The basketball portion of the season is done, the competitive chapter of the calendar ceded across the East River, where the Nets are officially the only team still in the business of trying to build something out of this season. The Knicks? You might say they’re addicted to losing now, because that’s sure the way it looks.

“We just keep giving away leads,” Carmelo Anthony said. “We keep giving away games.”

This time the lead was 17 early in the third quarter over the free-falling Hawks who have their own share of problems, and it was still 10 with 1:40 left in the third when Anthony picked up his fourth foul. By the time he was rushed back into the game 1:38 into the fourth, they were down four on the way to another desultory loss, 107-98.

Lather, rinse, repeat.

“Night in and night out it’s the same results,” said Tyson Chandler, who did his share, grabbing 23 rebounds. “We have a chance to win a ballgame. And we don’t.”

The thing about bad teams and terrible seasons, of course, is that after awhile the dreadful basketball is barely a story line anymore, just a regular part of the workday along with wake-up calls, team buses and pregame meals. What happens to bad teams are days like this one, when two days after failing to make a move at the deadline that could make them better, they chose to buy out two players who certainly left them thinner on the second night of a back-to-back, the last chapter of a four-games-in-five-nights grind.

Why send Beno Udrih and Metta World Peace home Saturday pending buyouts, when they easily (and logically) could have done so Sunday and not played short-handed? These and other puzzling questions are perpetually unanswered around the Knicks, and so we are left to enjoy the social-media stylings of Daniel Artest, World Peace’s brother.

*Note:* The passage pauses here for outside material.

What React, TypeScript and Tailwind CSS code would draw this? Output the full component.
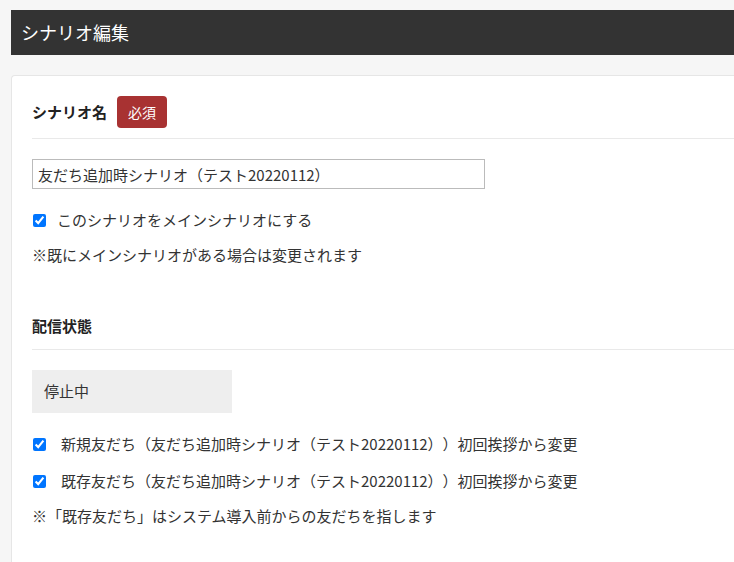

On James Dolan: “The worst owner in sports.”

On Mike Woodson: “Trash.”

And here’s the thing: it’s actually refreshing to see a little anger surrounding these Knicks, a little fire, because by now every postgame scene looks the same: a lot of zombie looks, a lot of thousand-yard stares, and what is becoming an increasingly passive acceptance of a season that has gone from catastrophic to catatonic in a hurry. And there are still 26 games to go.

“I’m going to keep coaching and keep pushing,” Woodson said. “I’ve got to get them over the hump, get them out of the funk that we’re in.”

The problem is, this stopped being a funk weeks ago, and has become a full-blown malaise, one Anthony could sense on the court as he watched the Knicks fritter away a sizable lead for the fourth straight game on this road trip that ended 1-3 and easily could have been both 4-0 and 0-4.

“Our body language out there …” he said, shaking his head. And then: “Same thing, different day.”

Only this was the day when the construction crews arrived to start the dismantling, when World Peace and Udrih — two veterans who were supposed to provide a semblance of the wisdom and leadership that departed when Jason Kidd, Rasheed Wallace and Kurt Thomas did — were cast away, dueling reminders both of a poorly conceived roster and a season that quickly spiraled out of the correctable reach of such small, important elements as leadership and poise.

How bad? This bad: This is just the start. This is the prelude. There will be a new coach to hire. There will be an incumbent superstar to woo, and every loss that mounts makes that task seem more and more implausible. There is a roster to rebuild with little cap space and no first-round pick.

“This is the business of basketball,” Anthony said, talking about his exiled teammates. It’s not going to be the last time he thinks about those six words.